The only differentiating factor is that Tesla's approach has theoretical benefits, if they can prove it works. If they could hit the same disengagements/mile rate as Waymo, they would likely be ahead since they don't need pre-mapping.

That being said, theoretical benefits are worth about the same as monopoly money. Until they can demonstrate that they can get the same performance without pre-mapping and LIDAR, it's all just conjecture. There are no points awarded for "yeah, well if mine had worked it would have been better!" They might get there eventually, but the current signs don't seem promising. At least not for getting there before Waymo completely eats the market.

Also, at least Waymo's disengagements are known. They're defined by the DMV, it's basically "any time control needs to be taken away from the autopilot". If a human in the car manually takes over, that's a disengagement. If the car decides it can't drive safely and prompts a human to take over, that's a disengagement. If someone has to log in to the car with a joystick to get it somewhere, that's a disengagement.

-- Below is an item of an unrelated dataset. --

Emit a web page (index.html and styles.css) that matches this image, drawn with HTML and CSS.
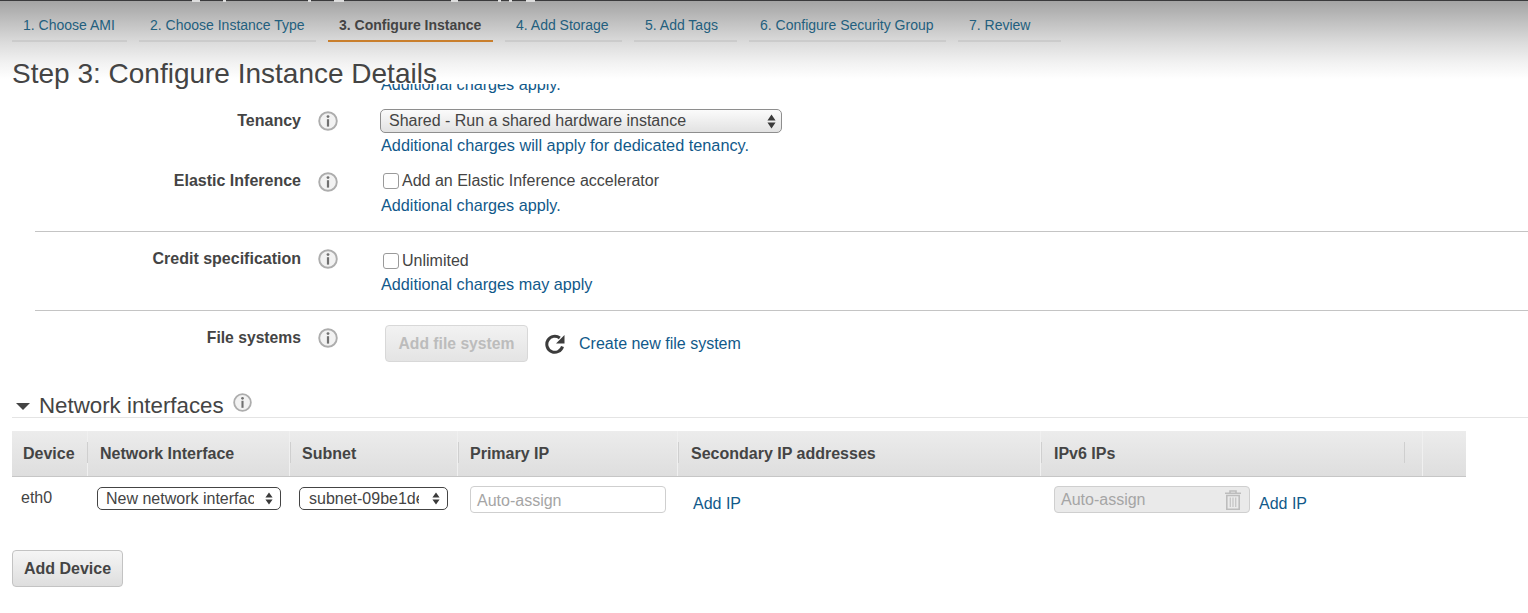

The only confusing situation I'm aware of is when remote techs give the car waypoints, like if it gets confused in a parking lot. I don't believe that counts as a disengagement because the car is still driving itself, it's basically just failing at pathfinding. That seems reasonable to me, because it's not a safety risk at all, just an annoyance to the business.

Choosing between apples and oranges would be “pursuing the goal of eating”, but you’re still comparing apples with oranges. People are doing 2-3hour drives with FSD 12 with no disengagement. You should check out the recent progress. Meanwhile, Waymo is somehow going to map out in full detail entire countries in order to ever scale up.

Btw, the definition of disengagement is up to the companies, not the DMV https://thelastdriverlicenseholder.com/2024/02/03/2023-disen...

I used to work for one of these companies (wasn't really a fan of them, and it wasn't Waymo nor Tesla). There's certainly some level of creating optimistic disengagement numbers, but not on the scale of orders of magnitude; my guesstimate would be on the order of 5% or 10%.

They can't fudge them too hard without the CA DMV yanking their license.

> People are doing 2-3hour drives with FSD 12 with no disengagement. You should check out the recent progress.

2 or 3 hours is impressive in a vacuum, but not all that much compared to the other players. It's an accomplishment for sure, and would have been overall impressive in 2018 or 2020. In 2024, it's only impressive because it can do it without lidar or radar, and even then that may only be because Tesla is the only one doing that so there's really not a comparison point.

It's certainly still an accomplishment, but I'm not convinced that it's economically relevant at this point. Best of luck to them.

To be clear, I dislike Tesla, but I do hope this works out because the alternatives are much too expensive for consumers to actually own. They'll have to use an Uber/Lyft kind of system because the lidar sensors alone cost more than a Lamborghini last I heard.

They do appear to be having basically the exact issues people thought they would have without lidar, though. Namely that different types of sensors are vulnerable to different types of phantom objects, and it's difficult to eliminate those without either having a different sensor that doesn't see those phantoms to sanity check against, or creating issues with failing to detect real objects.

A couple of examples: Video is prone to detecting the stick cyclist on road signs as an actual cyclist, where it's obvious on lidar that it's a road sign. Inversely, lidar can read steam (like that coming out of a sewer manhole) as a physical object where video can tell that it isn't.

It's difficult to use a single signal to fix either of those without having knock on effects that cause failures to detect real objects. It's much easier to use a combination of signals to disintermediate. Cyclists are not flat, so lidar tells you it's not a cyclist.

> Meanwhile, Waymo is somehow going to map out in full detail entire countries in order to ever scale up.

They're owned by the preeminent digital maps provider, who likely has other uses for that data and will be able to package and re-sell it to the other vendors that require mapping data.

It's also worth pointing out that population, travel routes and income are not equally distributed. It's almost certainly an 80/20 problem where mapping 20% of a country lets you handle 80% of the rides. They can reach ~10% of the US population by mapping a number of cities you can count on your fingers. Highways are incredibly easy to map, so it wouldn't be difficult to interconnect those cities.